Mayor of Ekurhuleni
- In office 30 March 2023 – 28 March 2024
- Preceded by: Tania Campbell
- Succeeded by: Nkosindiphile Xhakaza

Personal details
- Party: African Independent Congress
- Profession: Politician

= Sivuyile Ngodwana =

South African politician

Sivuyile Ngodwana is a South African politician who served as the mayor of Ekurhuleni from 30 March 2023 until 28 March 2024. He is a member of the African Independent Congress, a party that holds three seats in the Ekurhuleni city council.

==Mayoral career==
After the Democratic Alliance's Tania Campbell was removed as mayor of Ekurhuleni in a motion of no confidence on 30 March 2023, a subsequent mayoral election was held to elect her successor hours later.
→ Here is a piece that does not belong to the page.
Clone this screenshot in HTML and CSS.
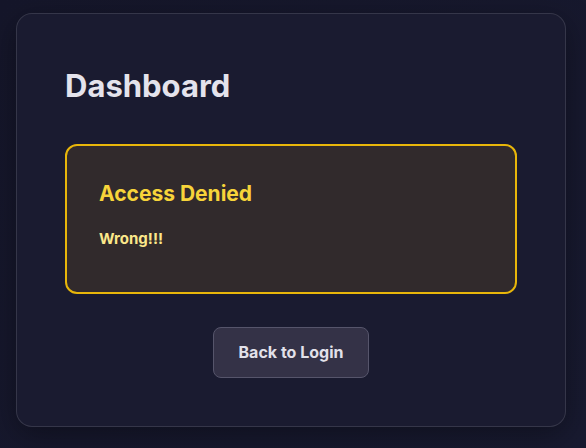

Ngodwana stood in the mayoral election against Campbell and defeated her, receiving 129 votes to Campbell's 75 votes. Ngodwana's election as mayor was part of the African National Congress and Economic Freedom Fighters' calculated takeover of Gauteng metros with the help of the Patriotic Alliance and other parties where a councillor from a small party is elected as mayor or council speaker then the ANC/EFF/PA/minority bloc is given seats in the municipality's mayoral committee. The neighbouring City of Johannesburg Metropolitan Municipality is also governed this way.

In his inaugural address as mayor, Ngodwana said that he would prioritise service delivery issues in the metro, such as eliminating rolling blackouts, fixing potholes and cutting grass.

Ngodwana was voted out in a motion of no confidence on 28 March 2024 which saw 47 councillors voting for his removal with 32 voting against.